Die HV-Polysaccharides (HVP) wurde 2016 von Dr. Holger Wondraczek in Bucha mit dem Ziel gegründet, spezielle Pflanzeninhaltsstoffe (insbesondere Polysaccharide) für Anwendungen mit hohen qualitativen Anforderungen herzustellen, zu vertreiben und damit zusammenhängende Dienstleistungen zu erbringen. Das von der HVP konzipierte Trennverfahren für Xylan aus Buchenholz ist wasserbasiert und erlaubt dabei den kompletten Verzicht auf die sonst für den Pflanzenaufschluss üblichen Chemikalien.
Die Glatt Ingenieurtechnik GmbH, zugehörig zur weltweit agierenden Glatt-Gruppe, bringt eine langjährige und marktführende Expertise aus der Verfahrenstechnik und dem Apparatebau für Herstellung, Verarbeitung und Konfektionierung von dispersen Stoffsystemen mit.
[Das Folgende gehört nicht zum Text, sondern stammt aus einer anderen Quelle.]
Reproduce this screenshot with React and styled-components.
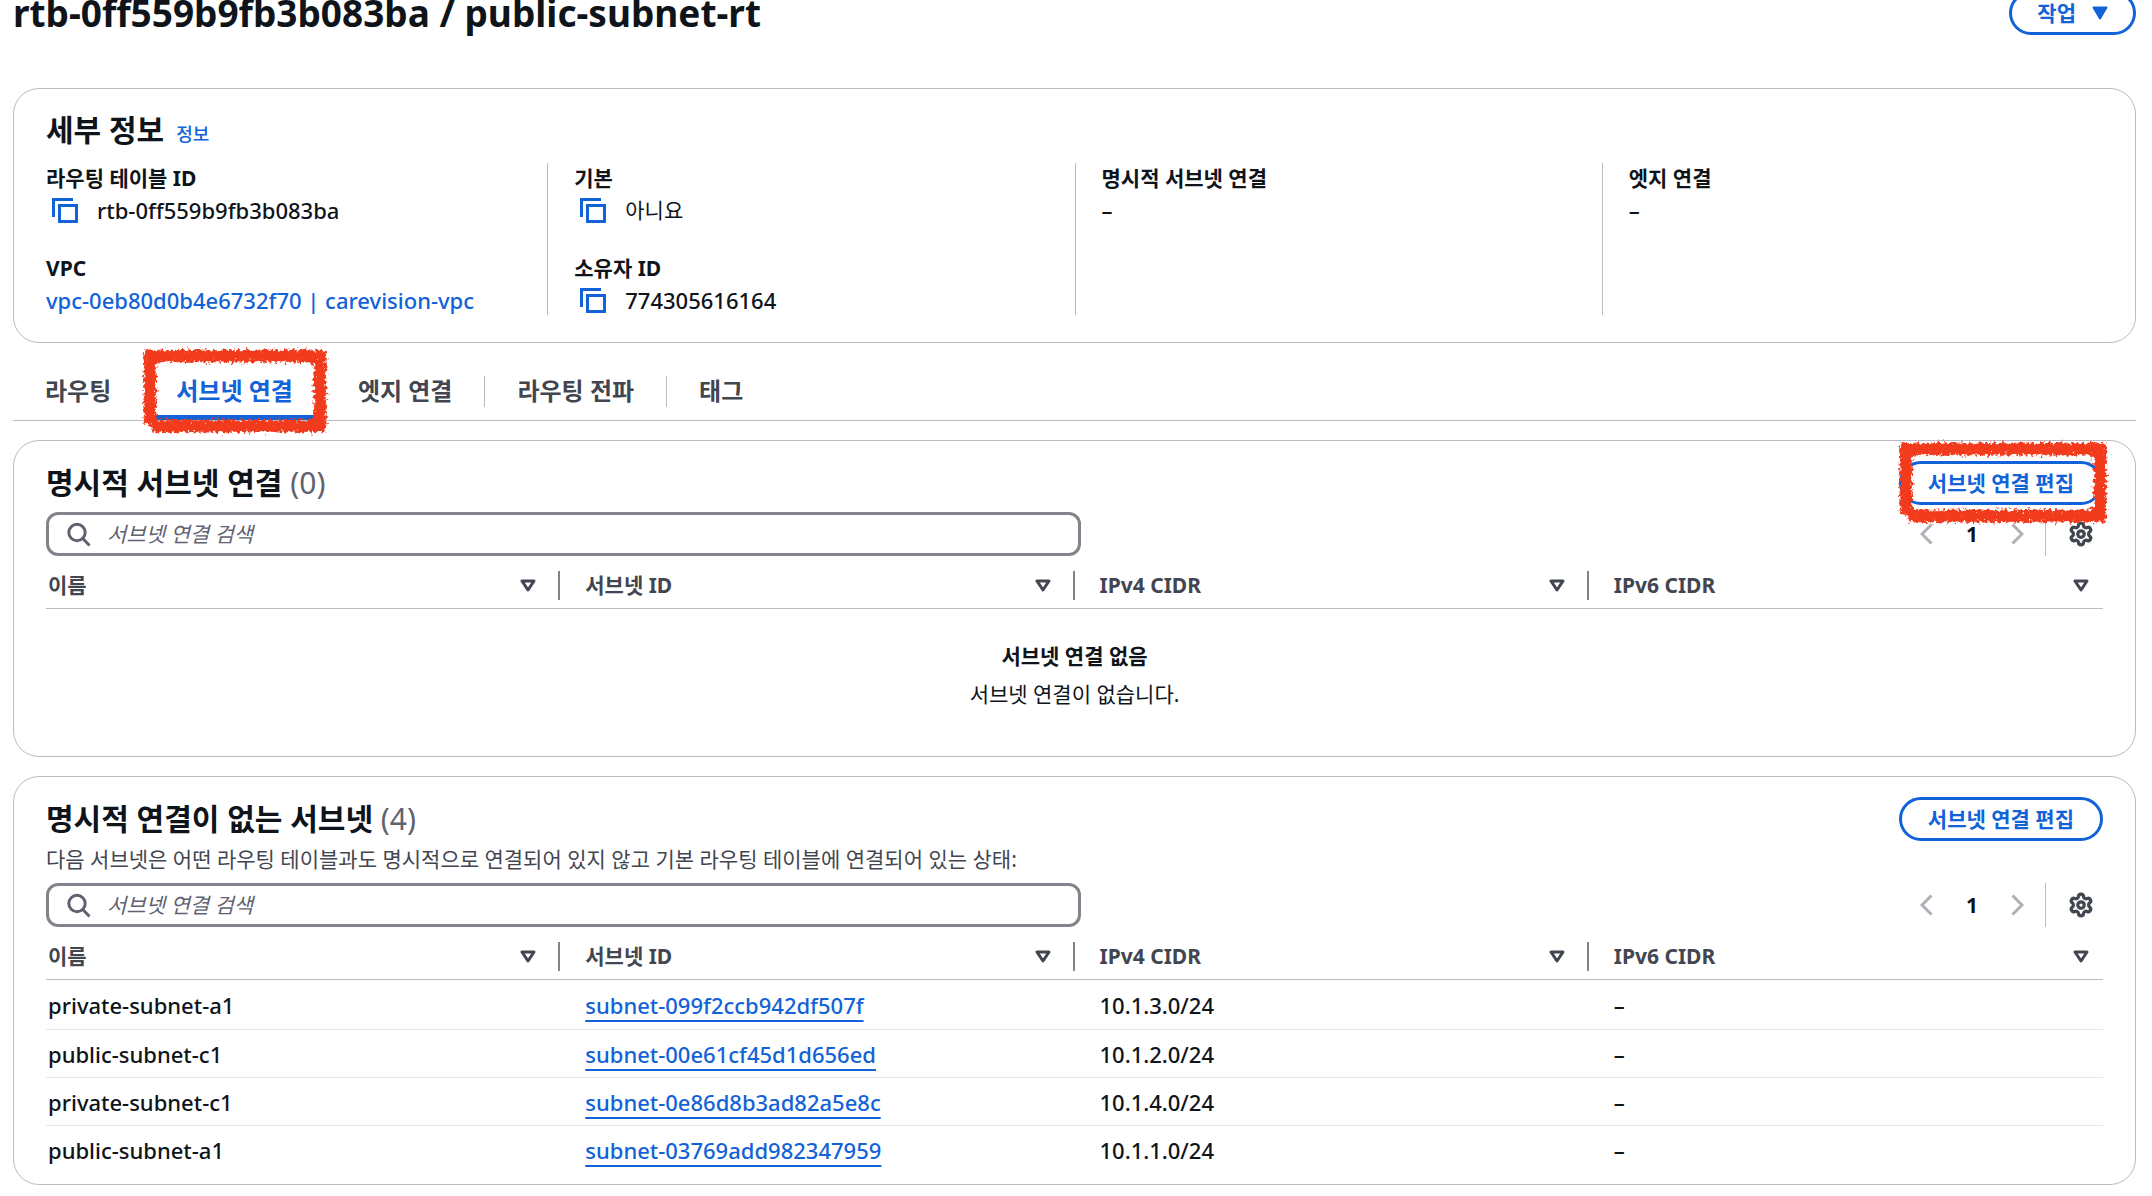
import React, { useId } from "react";
import styled, { createGlobalStyle } from "styled-components";
import { Settings } from "lucide-react";

const color = {
  text: "#0f141a",
  heading: "#424650",
  muted: "#5f6270",
  link: "#1262d8",
  line: "#bcbac6",
  rowLine: "#e6e6ea",
  field: "#84838c",
  disabled: "#b0b0b8",
  marker: "#f23a1c",
};

const GlobalStyle = createGlobalStyle`
  *, *::before, *::after { box-sizing: border-box; }
  body {
    margin: 0;
    background: #fff;
    color: ${color.text};
    font-family: "Noto Sans", "Noto Sans CJK KR", sans-serif;
    font-size: 21px;
    line-height: 30px;
    overflow: hidden;
  }
  h1, h2, h3, p, ul, dl, dd { margin: 0; padding: 0; }
  button, input { font: inherit; color: inherit; }
  button { background: none; border: 0; padding: 0; cursor: pointer; }
  svg { display: block; flex: none; }
`;

/* The page is scrolled a little, so the header runs off the top edge. */
const Page = styled.main`
  margin-top: -9px;
  padding: 0 16px 0 13px;
`;

const PageHeader = styled.header`
  display: flex;
  justify-content: space-between;
  align-items: center;
  margin-bottom: 53px;
`;

const PageTitle = styled.h1`
  font-size: 37px;
  line-height: 44px;
  font-weight: 700;
`;

const PillButton = styled.button`
  display: flex;
  align-items: center;
  gap: 16px;
  height: 44px;
  padding: 0 ${(p) => (p.$menu ? "25px" : "26px")};
  border: 3px solid ${color.link};
  border-radius: 24px;
  color: ${color.link};
  font-weight: 700;
  white-space: nowrap;
`;

const Card = styled.section`
  border: 1px solid ${color.line};
  border-radius: 26px;
  padding: ${(p) => p.$padding};
  & + & { margin-top: 19px; }
`;

const DetailsHeading = styled.div`
  display: flex;
  align-items: baseline;
  gap: 12px;
  padding: 0 26px;
  margin-bottom: 14px;
`;

const SectionTitle = styled.h2`
  font-size: 30px;
  line-height: 38px;
  font-weight: 700;
`;

const Count = styled.span`
  color: ${color.muted};
  font-weight: 400;
`;

const Link = styled.a`
  color: ${color.link};
  text-decoration: ${(p) => (p.$underlined ? "underline" : "none")};
  text-decoration-thickness: 2px;
  text-underline-offset: 6px;
`;

const InfoLink = styled(Link)`
  font-size: 18px;
  font-weight: 500;
`;

const DetailsGrid = styled.div`
  display: grid;
  grid-template-columns: repeat(4, 1fr);
`;

const DetailsColumn = styled.dl`
  display: grid;
  align-content: start;
  gap: 28px;
  padding: 0 26px;
  & + & { border-left: 1px solid ${color.line}; }
`;

const DetailLabel = styled.dt`
  font-weight: 700;
  margin-bottom: 2px;
`;

const DetailValue = styled.dd`
  display: flex;
  align-items: center;
  gap: 19px;
  height: 30px;
  font-size: ${(p) => (p.$latin ? "22px" : "21px")};
  font-weight: ${(p) => (p.$latin ? 500 : 400)};
`;

const CopyButton = styled.button`
  padding-left: 6px;
`;

const TabList = styled.ul`
  display: flex;
  list-style: none;
  margin: 24px 0 19px;
  border-bottom: 1px solid ${color.line};
`;

const TabItem = styled.li`
  position: relative;
  display: flex;
  &:not(:last-child)::after {
    content: "";
    width: 1px;
    height: 31px;
    margin-top: 9px;
    background: ${(p) => (p.$bare ? "transparent" : color.line)};
  }
`;

const Tab = styled.button`
  height: 53px;
  margin: 0 8px;
  padding: 0 24px;
  border-bottom: 5px solid ${(p) => (p.$active ? color.link : "transparent")};
  color: ${(p) => (p.$active ? color.link : color.heading)};
  font-size: 24px;
  font-weight: 700;
`;

const CardHeader = styled.div`
  display: flex;
  justify-content: space-between;
  align-items: center;
  height: 44px;
`;

const Marked = styled.div`
  position: relative;
`;

const Description = styled.p`
  padding-top: 2px;
  color: ${color.heading};
  line-height: 33px;
`;

const Toolbar = styled.div`
  display: flex;
  justify-content: space-between;
  align-items: center;
  height: 44px;
  margin-top: 7px;
`;

const SearchField = styled.label`
  display: flex;
  align-items: center;
  gap: 16px;
  flex: 0 1 1035px;
  height: 44px;
  padding: 0 18px;
  border: 3px solid ${color.field};
  border-radius: 12px;
  color: ${color.muted};
`;

const SearchInput = styled.input`
  flex: 1;
  min-width: 0;
  padding: 0;
  border: 0;
  outline: 0;
  background: none;
  &::placeholder {
    color: ${color.muted};
    font-style: italic;
    opacity: 1;
  }
`;

const Paging = styled.div`
  display: flex;
  align-items: center;
  height: 44px;
  padding-right: 9px;
`;

const PageNumber = styled.button`
  width: 78px;
  font-weight: 700;
`;

const PreferencesDivider = styled.span`
  align-self: stretch;
  width: 1px;
  margin: 0 22px 0 21px;
  background: ${color.line};
`;

const PreferencesButton = styled.button`
  color: ${color.heading};
`;

const Table = styled.table`
  width: 100%;
  table-layout: fixed;
  border-collapse: separate;
  border-spacing: 0;
`;

const HeadCell = styled.th`
  height: 53px;
  padding: 6px 0 0;
  border-bottom: 1px solid ${color.line};
  color: ${color.heading};
  font-weight: 700;
  text-align: left;
`;

const HeadInner = styled.div`
  display: flex;
  justify-content: space-between;
  align-items: center;
  height: 29px;
  padding: 0 22px 0 25px;
  border-right: 2px solid ${color.field};
  ${HeadCell}:first-child & { padding-left: 2px; }
  ${HeadCell}:last-child & { padding-right: 14px; border-right: 0; }
`;

const BodyCell = styled.td`
  height: 48px;
  padding: 0 25px;
  border-bottom: 1px solid ${color.rowLine};
  font-size: 22px;
  font-weight: 500;
  &:first-child { padding-left: 2px; }
  tr:first-child > & { height: 50px; }
  tr:last-child > & { border-bottom: 0; }
`;

const EmptyCell = styled.td`
  padding: 28px 0 33px;
  text-align: center;
  line-height: 38px;
`;

const ScribbleSvg = styled.svg`
  position: absolute;
  z-index: 1;
  left: ${(p) => p.$left}px;
  top: ${(p) => p.$top}px;
  pointer-events: none;
`;

/* Crayon-like red frame drawn over the thing it points out. */
function Scribble({ left, top, width, height }) {
  const id = useId();
  const m = 7;
  return (
    <ScribbleSvg $left={left - 6} $top={top - 6} width={width + 12} height={height + 12} viewBox={`-6 -6 ${width + 12} ${height + 12}`} aria-hidden="true">
      <filter id={id} filterUnits="userSpaceOnUse" x="-6" y="-6" width={width + 12} height={height + 12} colorInterpolationFilters="sRGB">
        <feGaussianBlur in="SourceAlpha" stdDeviation="2.6" result="soft" />
        <feTurbulence type="fractalNoise" baseFrequency="0.34" numOctaves="3" seed="7" result="grain" />
        <feComposite in="soft" in2="grain" operator="arithmetic" k1="0" k2="0.6" k3="0.7" k4="0" result="sum" />
        <feComponentTransfer in="sum" result="mask">
          <feFuncA type="linear" slope="8" intercept="-4.9" />
        </feComponentTransfer>
        <feFlood floodColor={color.marker} />
        <feComposite in2="mask" operator="in" />
      </filter>
      <path
        filter={`url(#${id})`}
        d={`M${m} ${height - 8}V${m}H${width - m}V${height - m}H9`}
        fill="none"
        stroke={color.marker}
        strokeWidth="13"
      />
    </ScribbleSvg>
  );
}

const CopyIcon = () => (
  <svg width="26" height="25" viewBox="0 0 26 25" fill="none" stroke={color.link} strokeWidth="3" aria-hidden="true">
    <path d="M1.5 19V1.5H21" />
    <path d="M7.5 7.5h17v16h-17z" />
  </svg>
);

const CaretIcon = () => (
  <svg width="16" height="14" viewBox="0 0 16 14" fill={color.link} stroke={color.link} strokeWidth="2" strokeLinejoin="round" aria-hidden="true">
    <path d="M1.5 1.5h13L8 12.5z" />
  </svg>
);

const SortIcon = () => (
  <svg width="16" height="13" viewBox="0 0 16 13" fill="none" stroke={color.heading} strokeWidth="3" strokeLinejoin="round" aria-hidden="true">
    <path d="M2 2h12L8 11z" />
  </svg>
);

const SearchIcon = () => (
  <svg width="24" height="25" viewBox="0 0 24 25" fill="none" stroke={color.muted} strokeWidth="3" aria-hidden="true">
    <circle cx="10" cy="10.5" r="8.2" />
    <path d="M15.8 16.5L22.5 23.5" />
  </svg>
);

const ChevronIcon = ({ next }) => (
  <svg width="13" height="22" viewBox="0 0 13 22" fill="none" stroke={color.disabled} strokeWidth="3" aria-hidden="true">
    <path d={next ? "M1.5 1.5L11 11L1.5 20.5" : "M11.5 1.5L2 11L11.5 20.5"} />
  </svg>
);

const details = [
  [
    { label: "라우팅 테이블 ID", value: "rtb-0ff559b9fb3b083ba", copy: true, latin: true },
    { label: "VPC", value: "vpc-0eb80d0b4e6732f70 | carevision-vpc", link: true, latin: true },
  ],
  [
    { label: "기본", value: "아니요", copy: true },
    { label: "소유자 ID", value: "774305616164", copy: true, latin: true },
  ],
  [{ label: "명시적 서브넷 연결", value: "–", latin: true }],
  [{ label: "엣지 연결", value: "–", latin: true }],
];

const tabs = ["라우팅", "서브넷 연결", "엣지 연결", "라우팅 전파", "태그"];
const activeTab = 1;

const columns = ["이름", "서브넷 ID", "IPv4 CIDR", "IPv6 CIDR"];

const subnets = [
  { name: "private-subnet-a1", id: "subnet-099f2ccb942df507f", cidr: "10.1.3.0/24" },
  { name: "public-subnet-c1", id: "subnet-00e61cf45d1d656ed", cidr: "10.1.2.0/24" },
  { name: "private-subnet-c1", id: "subnet-0e86d8b3ad82a5e8c", cidr: "10.1.4.0/24" },
  { name: "public-subnet-a1", id: "subnet-03769add982347959", cidr: "10.1.1.0/24" },
];

function Detail({ label, value, copy, link, latin }) {
  return (
    <div>
      <DetailLabel>{label}</DetailLabel>
      <DetailValue $latin={latin}>
        {copy && (
          <CopyButton type="button" aria-label={`${label} 복사`}>
            <CopyIcon />
          </CopyButton>
        )}
        {link ? <Link href="#vpc">{value}</Link> : <span>{value}</span>}
      </DetailValue>
    </div>
  );
}

function SubnetCard({ title, description, marked, rows }) {
  return (
    <Card $padding="20px 32px 10px">
      <CardHeader>
        <SectionTitle>
          {title} <Count>({rows.length})</Count>
        </SectionTitle>
        <Marked>
          <PillButton type="button">서브넷 연결 편집</PillButton>
          {marked && <Scribble left={0} top={-19} width={208} height={81} />}
        </Marked>
      </CardHeader>
      {description && <Description>{description}</Description>}
      <Toolbar>
        <SearchField>
          <SearchIcon />
          <SearchInput type="text" placeholder="서브넷 연결 검색" aria-label={`${title} 검색`} />
        </SearchField>
        <Paging>
          <button type="button" aria-label="이전 페이지" disabled>
            <ChevronIcon />
          </button>
          <PageNumber type="button" aria-current="page">1</PageNumber>
          <button type="button" aria-label="다음 페이지" disabled>
            <ChevronIcon next />
          </button>
          <PreferencesDivider />
          <PreferencesButton type="button" aria-label="기본 설정">
            <Settings size={26} strokeWidth={3} />
          </PreferencesButton>
        </Paging>
      </Toolbar>
      <Table>
        <thead>
          <tr>
            {columns.map((name) => (
              <HeadCell key={name} scope="col">
                <HeadInner>
                  {name}
                  <button type="button" aria-label={`${name} 정렬`}>
                    <SortIcon />
                  </button>
                </HeadInner>
              </HeadCell>
            ))}
          </tr>
        </thead>
        <tbody>
          {rows.length === 0 ? (
            <tr>
              <EmptyCell colSpan={columns.length}>
                <p><strong>서브넷 연결 없음</strong></p>
                <p>서브넷 연결이 없습니다.</p>
              </EmptyCell>
            </tr>
          ) : (
            rows.map((row) => (
              <tr key={row.id}>
                <BodyCell>{row.name}</BodyCell>
                <BodyCell>
                  <Link $underlined href={`#${row.id}`}>{row.id}</Link>
                </BodyCell>
                <BodyCell>{row.cidr}</BodyCell>
                <BodyCell>–</BodyCell>
              </tr>
            ))
          )}
        </tbody>
      </Table>
    </Card>
  );
}

export default function App() {
  return (
    <>
      <GlobalStyle />
      <Page>
        <PageHeader>
          <PageTitle>rtb-0ff559b9fb3b083ba / public-subnet-rt</PageTitle>
          <PillButton type="button" $menu>
            작업
            <CaretIcon />
          </PillButton>
        </PageHeader>

        <Card $padding="22px 6px 27px">
          <DetailsHeading>
            <SectionTitle>세부 정보</SectionTitle>
            <InfoLink href="#info">정보</InfoLink>
          </DetailsHeading>
          <DetailsGrid>
            {details.map((column, i) => (
              <DetailsColumn key={i}>
                {column.map((item) => (
                  <Detail key={item.label} {...item} />
                ))}
              </DetailsColumn>
            ))}
          </DetailsGrid>
        </Card>

        <TabList role="tablist">
          {tabs.map((name, i) => (
            <TabItem key={name} role="presentation" $bare={i <= activeTab}>
              <Tab type="button" role="tab" aria-selected={i === activeTab} $active={i === activeTab}>
                {name}
              </Tab>
              {i === activeTab && <Scribble left={-1} top={-18} width={184} height={84} />}
            </TabItem>
          ))}
        </TabList>

        <SubnetCard title="명시적 서브넷 연결" marked rows={[]} />
        <SubnetCard
          title="명시적 연결이 없는 서브넷"
          description="다음 서브넷은 어떤 라우팅 테이블과도 명시적으로 연결되어 있지 않고 기본 라우팅 테이블에 연결되어 있는 상태:"
          rows={subnets}
        />
      </Page>
    </>
  );
}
Im Mittelpunkt stehen dafür die Wirbelschichttechnik aber auch stoff- und anforderungsspezifische Alternativtechnologien. Mit der Übernahme der Mitarbeiter der Sparte „Biotechnologieanlagen“ aus dem Linde-Konzern konnten diese Kompetenzen Anfang 2016 um das Engineering biochemischer Prozess- und Anlagen erweitert und – gerade im Bereich Pharma – kombiniert werden.
Die FNR ist seit 1993 als Projektträger des BMEL für das Förderprogramm Nachwachsende Rohstoffe aktiv. Sie unterstützt außerdem Forschungsthemen in den Bereichen nachhaltige Forstwirtschaft und innovative Holzverwendung.